7) I'm all about those links
Link to your other stuff. The more the merrier. YouTube page, Spotlight, CastingCall Pro, IMDb - whatever you have, link it on there.
8) Optimise it for Google et al
Again, if you're having the site made for you, this should go without saying.
If you're making the site, consider SEO (Search Engine Optimisation). This is, when I search 'Actor' in Google, how many pages will I scroll through before finding you.
The way to stand out and be found is to add keywords to your text. Make sure you say your name somewhere on the page (obviously!) and where you are based. What kind of acting you do - screen or stage.

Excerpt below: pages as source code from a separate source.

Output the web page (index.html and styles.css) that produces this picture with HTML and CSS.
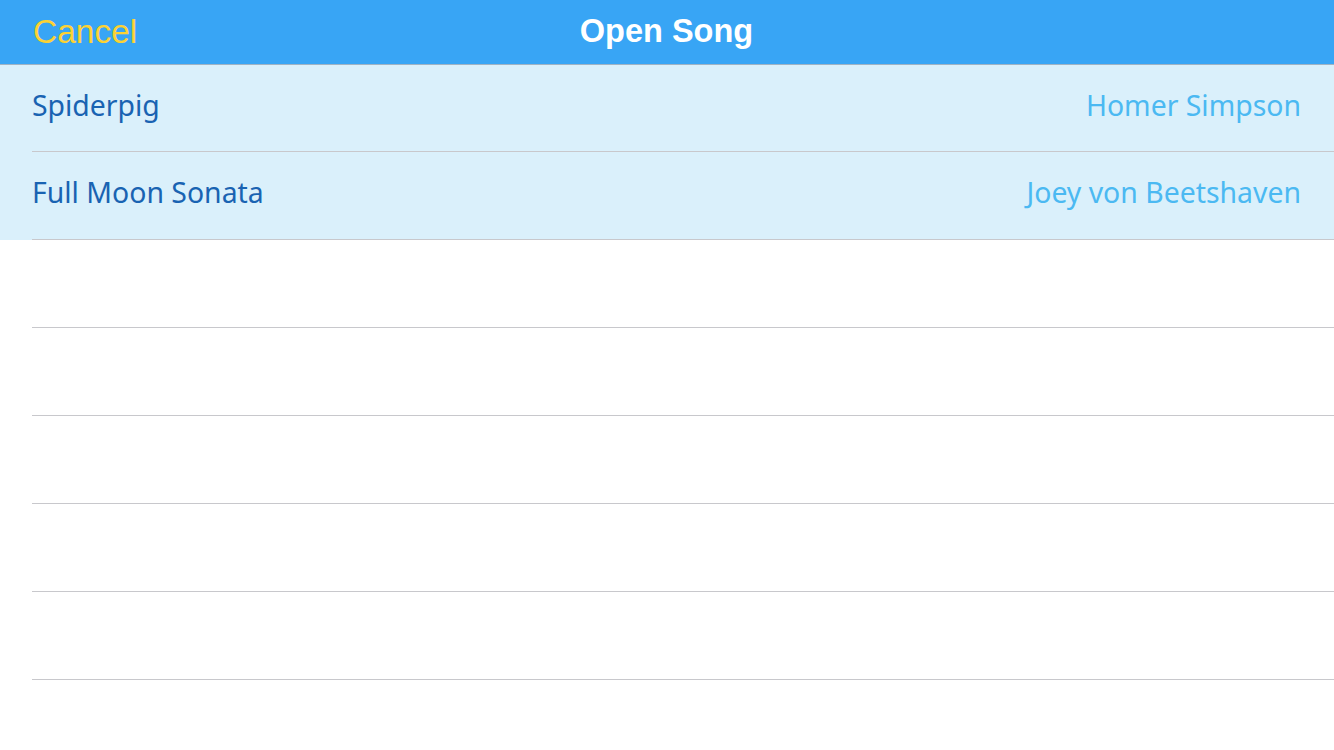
FILE: index.html
```html
<!DOCTYPE html>
<html>
<head>
<meta charset="utf-8">
<link rel="stylesheet" href="styles.css">
</head>
<body>
<div class="app">
  <header class="navbar">
    <span class="cancel">Cancel</span>
    <span class="title">Open Song</span>
    <span class="spacer"></span>
  </header>
  <ul class="list">
    <li class="row filled"><div class="cell"><span class="song">Spiderpig</span><span class="artist">Homer Simpson</span></div></li>
    <li class="row filled"><div class="cell"><span class="song">Full Moon Sonata</span><span class="artist">Joey von Beetshaven</span></div></li>
    <li class="row"><div class="cell"></div></li>
    <li class="row"><div class="cell"></div></li>
    <li class="row"><div class="cell"></div></li>
    <li class="row"><div class="cell"></div></li>
    <li class="row"><div class="cell"></div></li>
    <li class="row"><div class="cell"></div></li>
  </ul>
</div>
</body>
</html>
```
FILE: styles.css
```css
html, body {
  margin: 0;
  padding: 0;
  background: #ffffff;
  overflow: hidden;
}
.app {
  width: 1334px;
  height: 750px;
  display: flex;
  flex-direction: column;
}
.navbar {
  height: 65px;
  box-sizing: border-box;
  padding-bottom: 1px;
  background: #38a5f5;
  border-bottom: 1px solid #9fb3c4;
  display: grid;
  grid-template-columns: 1fr auto 1fr;
  align-items: center;
  flex-shrink: 0;
  font-family: "Liberation Sans", Arial, sans-serif;
}
.cancel {
  justify-self: start;
  margin-left: 33px;
  font-size: 33.5px;
  color: #fcd234;
}
.title {
  font-weight: bold;
  font-size: 32.5px;
  color: #ffffff;
  margin-left: -1px;
}
.list {
  list-style: none;
  margin: 0;
  padding: 0;
}
.row {
  height: 88px;
  display: flex;
}
.row:first-child {
  height: 87px;
}
.row.filled {
  background: #daf0fb;
}
.cell {
  flex: 1;
  margin-left: 32px;
  padding-right: 33px;
  padding-bottom: 7px;
  border-bottom: 1px solid #c8c8cc;
  display: flex;
  align-items: center;
  justify-content: space-between;
  font-family: "Noto Sans", "Open Sans", sans-serif;
  font-size: 28.4px;
}
.song {
  color: #1963b2;
}
.artist {
  color: #4bb9f2;
}
```
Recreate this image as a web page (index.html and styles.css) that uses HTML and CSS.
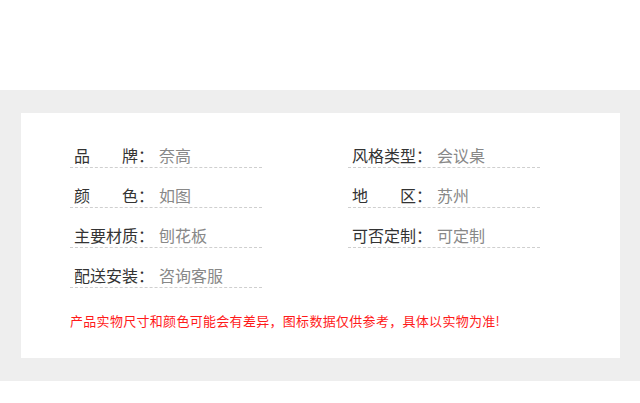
FILE: index.html
```html
<!DOCTYPE html>
<html lang="zh-CN">
<head>
    <meta charset="UTF-8">
    <meta name="viewport" content="width=device-width, initial-scale=1.0">
    <title>产品参数</title>
    <link rel="stylesheet" href="styles.css">
</head>
<body>
    <div class="band">
        <div class="card">
            <div class="params">
                <div class="param"><span class="label">品牌</span><span class="colon">：</span><span class="value">奈高</span></div>
                <div class="param"><span class="label">风格类型</span><span class="colon">：</span><span class="value">会议桌</span></div>
                <div class="param"><span class="label">颜色</span><span class="colon">：</span><span class="value">如图</span></div>
                <div class="param"><span class="label">地区</span><span class="colon">：</span><span class="value">苏州</span></div>
                <div class="param"><span class="label">主要材质</span><span class="colon">：</span><span class="value">刨花板</span></div>
                <div class="param"><span class="label">可否定制</span><span class="colon">：</span><span class="value">可定制</span></div>
                <div class="param"><span class="label">配送安装</span><span class="colon">：</span><span class="value">咨询客服</span></div>
            </div>
            <p class="notice">产品实物尺寸和颜色可能会有差异，图标数据仅供参考，具体以实物为准!</p>
        </div>
    </div>
</body>
</html>
```

FILE: styles.css
```css
body {
    margin: 0;
    background: #fff;
    font-family: "Noto Sans CJK SC", "Noto Sans", sans-serif;
}
.band {
    margin-top: 90px;
    padding: 23px 20px 23px 21px;
    background: #eeeeee;
}
.card {
    background: #fff;
    padding: 30px 0 27px 49px;
}
.params {
    display: grid;
    grid-template-columns: 192px 192px;
    column-gap: 86px;
    row-gap: 15px;
}
.param {
    display: flex;
    align-items: center;
    height: 24px;
    padding-left: 4px;
    border-bottom: 1px dashed #cfcfcf;
    font-size: 16px;
    line-height: 24px;
}
.label {
    display: inline-block;
    width: 64px;
    color: #333;
    text-align: justify;
    text-align-last: justify;
}
.colon {
    width: 16px;
    color: #333;
}
.value {
    margin-left: 5px;
    color: #888;
}
.notice {
    margin: 23px 0 0 0;
    color: #ff1a1a;
    font-size: 13px;
    line-height: 20px;
    letter-spacing: 0.3px;
}
```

The more you can add, the better your results will be. Leading on from the last point, the more links you have pointing to and from your website, the more legitimate Google, Bing or Yahoo! will think you are, again helping page rank.
You can submit your website to Google, Bing, Yahoo! etc. so they know you're online, and begin crawling your site and ranking it. Note: you should never pay for this service. It is always free.
Finally, if you're so inclined, add a robots.txt file (Google it if you've no idea what that is) to help the search engines know which pages they should be crawling.
9) If you're rich...
If you have money to spare, try and buy all the domains that might be relevant to you, and point them at your main chosen URL.
For example, buy John-Smith.com, Johnsmith.com, any .co.uk versions etc. that you see fit. No need to go crazy here, but just to make it convenient for people typing your name.
Only ever give out the cleanest, most memorable URL such as Johnsmith.com
10) Analyse it and improve
Add some Google Analytics code to your pages so you can see how many people view your website, how long they stay for etc. From this, you can also see what devices they use to view your site, so if it's predominantly people on Tablets, you should look into optimising the site specifically for tablets.
Now sit back and enjoy your new site!